TASK DESCRIPTION: Reproduce the listing below word for word, with no pictures.
^^^^^^^^
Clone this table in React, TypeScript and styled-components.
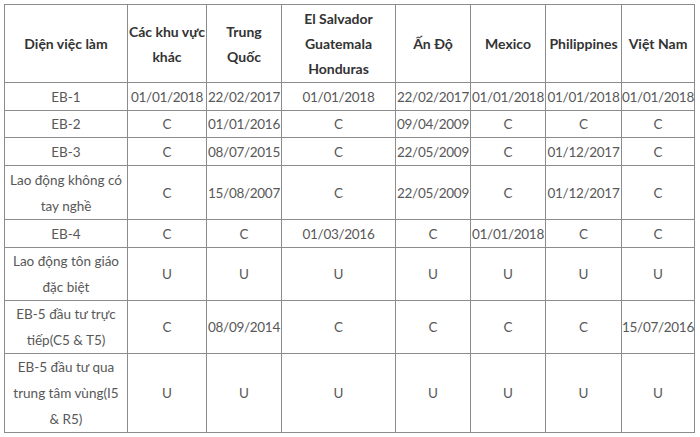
import React from "react";
import styled, { createGlobalStyle } from "styled-components";

const Global = createGlobalStyle`
  html, body { margin: 0; padding: 0; background: #ffffff; }
  body { font-family: Lato, "Noto Sans", sans-serif; }
`;

const Page = styled.div`
  width: 700px;
  height: 437px;
  padding: 4px 0 0 4px;
  box-sizing: border-box;
  background: #fff;
`;

const Table = styled.table`
  border-collapse: collapse;
  table-layout: fixed;
  width: 690px;
  border: 1px solid #7a7a7a;
  font-size: 13.5px;
  line-height: 26px;
  color: #585858;
`;

const Row = styled.tr<{ $h: number }>`
  height: ${(p) => p.$h}px;
`;

const HeadCell = styled.th`
  border: 1px solid #8c8c8c;
  padding: 0;
  font-size: 14px;
  line-height: 25px;
  font-weight: 700;
  color: #333;
  text-align: center;
  vertical-align: middle;
`;

const Cell = styled.td<{ $date?: boolean }>`
  border: 1px solid #8c8c8c;
  padding: 0;
  text-align: center;
  vertical-align: middle;
  white-space: nowrap;
  overflow: hidden;
  letter-spacing: ${(p) => (p.$date ? "-0.3px" : "0")};
`;

const widths = [123, 79, 75, 114, 75, 75, 76, 73];

const headers: React.ReactNode[] = [
  "Diện việc làm",
  <>Các khu vực<br />khác</>,
  <>Trung<br />Quốc</>,
  <>El Salvador<br />Guatemala<br />Honduras</>,
  "Ấn Độ",
  "Mexico",
  "Philippines",
  "Việt Nam",
];

type RowData = { label: React.ReactNode; h: number; vals: string[] };

const rows: RowData[] = [
  { label: "EB-1", h: 28, vals: ["01/01/2018", "22/02/2017", "01/01/2018", "22/02/2017", "01/01/2018", "01/01/2018", "01/01/2018"] },
  { label: "EB-2", h: 27, vals: ["C", "01/01/2016", "C", "09/04/2009", "C", "C", "C"] },
  { label: "EB-3", h: 28, vals: ["C", "08/07/2015", "C", "22/05/2009", "C", "01/12/2017", "C"] },
  { label: <>Lao động không có<br />tay nghề</>, h: 54, vals: ["C", "15/08/2007", "C", "22/05/2009", "C", "01/12/2017", "C"] },
  { label: "EB-4", h: 28, vals: ["C", "C", "01/03/2016", "C", "01/01/2018", "C", "C"] },
  { label: <>Lao động tôn giáo<br />đặc biệt</>, h: 53, vals: ["U", "U", "U", "U", "U", "U", "U"] },
  { label: <>EB-5 đầu tư trực<br />tiếp(C5 &amp; T5)</>, h: 53, vals: ["C", "08/09/2014", "C", "C", "C", "C", "15/07/2016"] },
  { label: <>EB-5 đầu tư qua<br />trung tâm vùng(I5<br />&amp; R5)</>, h: 79, vals: ["U", "U", "U", "U", "U", "U", "U"] },
];

export default function App() {
  return (
    <>
      <Global />
      <Page>
        <Table>
          <colgroup>
            {widths.map((w, i) => (
              <col key={i} style={{ width: w }} />
            ))}
          </colgroup>
          <thead>
            <Row $h={78}>
              {headers.map((h, i) => (
                <HeadCell key={i}>{h}</HeadCell>
              ))}
            </Row>
          </thead>
          <tbody>
            {rows.map((r, i) => (
              <Row key={i} $h={r.h}>
                <Cell>{r.label}</Cell>
                {r.vals.map((v, j) => (
                  <Cell key={j} $date={v.length > 1}>{v}</Cell>
                ))}
              </Row>
            ))}
          </tbody>
        </Table>
      </Page>
    </>
  );
}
^^^^^^^^
SOLUTION TO THE PROBLEM:
Clone this table in React, TypeScript and styled-components.
import React from "react";
import styled, { createGlobalStyle } from "styled-components";

const Global = createGlobalStyle`
  html, body { margin: 0; padding: 0; background: #ffffff; }
  body { font-family: Lato, "Noto Sans", sans-serif; }
`;

const Page = styled.div`
  width: 700px;
  height: 437px;
  padding: 4px 0 0 4px;
  box-sizing: border-box;
  background: #fff;
`;

const Table = styled.table`
  border-collapse: collapse;
  table-layout: fixed;
  width: 690px;
  border: 1px solid #7a7a7a;
  font-size: 13.5px;
  line-height: 26px;
  color: #585858;
`;

const Row = styled.tr<{ $h: number }>`
  height: ${(p) => p.$h}px;
`;

const HeadCell = styled.th`
  border: 1px solid #8c8c8c;
  padding: 0;
  font-size: 14px;
  line-height: 25px;
  font-weight: 700;
  color: #333;
  text-align: center;
  vertical-align: middle;
`;

const Cell = styled.td<{ $date?: boolean }>`
  border: 1px solid #8c8c8c;
  padding: 0;
  text-align: center;
  vertical-align: middle;
  white-space: nowrap;
  overflow: hidden;
  letter-spacing: ${(p) => (p.$date ? "-0.3px" : "0")};
`;

const widths = [123, 79, 75, 114, 75, 75, 76, 73];

const headers: React.ReactNode[] = [
  "Diện việc làm",
  <>Các khu vực<br />khác</>,
  <>Trung<br />Quốc</>,
  <>El Salvador<br />Guatemala<br />Honduras</>,
  "Ấn Độ",
  "Mexico",
  "Philippines",
  "Việt Nam",
];

type RowData = { label: React.ReactNode; h: number; vals: string[] };

const rows: RowData[] = [
  { label: "EB-1", h: 28, vals: ["01/01/2018", "22/02/2017", "01/01/2018", "22/02/2017", "01/01/2018", "01/01/2018", "01/01/2018"] },
  { label: "EB-2", h: 27, vals: ["C", "01/01/2016", "C", "09/04/2009", "C", "C", "C"] },
  { label: "EB-3", h: 28, vals: ["C", "08/07/2015", "C", "22/05/2009", "C", "01/12/2017", "C"] },
  { label: <>Lao động không có<br />tay nghề</>, h: 54, vals: ["C", "15/08/2007", "C", "22/05/2009", "C", "01/12/2017", "C"] },
  { label: "EB-4", h: 28, vals: ["C", "C", "01/03/2016", "C", "01/01/2018", "C", "C"] },
  { label: <>Lao động tôn giáo<br />đặc biệt</>, h: 53, vals: ["U", "U", "U", "U", "U", "U", "U"] },
  { label: <>EB-5 đầu tư trực<br />tiếp(C5 &amp; T5)</>, h: 53, vals: ["C", "08/09/2014", "C", "C", "C", "C", "15/07/2016"] },
  { label: <>EB-5 đầu tư qua<br />trung tâm vùng(I5<br />&amp; R5)</>, h: 79, vals: ["U", "U", "U", "U", "U", "U", "U"] },
];

export default function App() {
  return (
    <>
      <Global />
      <Page>
        <Table>
          <colgroup>
            {widths.map((w, i) => (
              <col key={i} style={{ width: w }} />
            ))}
          </colgroup>
          <thead>
            <Row $h={78}>
              {headers.map((h, i) => (
                <HeadCell key={i}>{h}</HeadCell>
              ))}
            </Row>
          </thead>
          <tbody>
            {rows.map((r, i) => (
              <Row key={i} $h={r.h}>
                <Cell>{r.label}</Cell>
                {r.vals.map((v, j) => (
                  <Cell key={j} $date={v.length > 1}>{v}</Cell>
                ))}
              </Row>
            ))}
          </tbody>
        </Table>
      </Page>
    </>
  );
}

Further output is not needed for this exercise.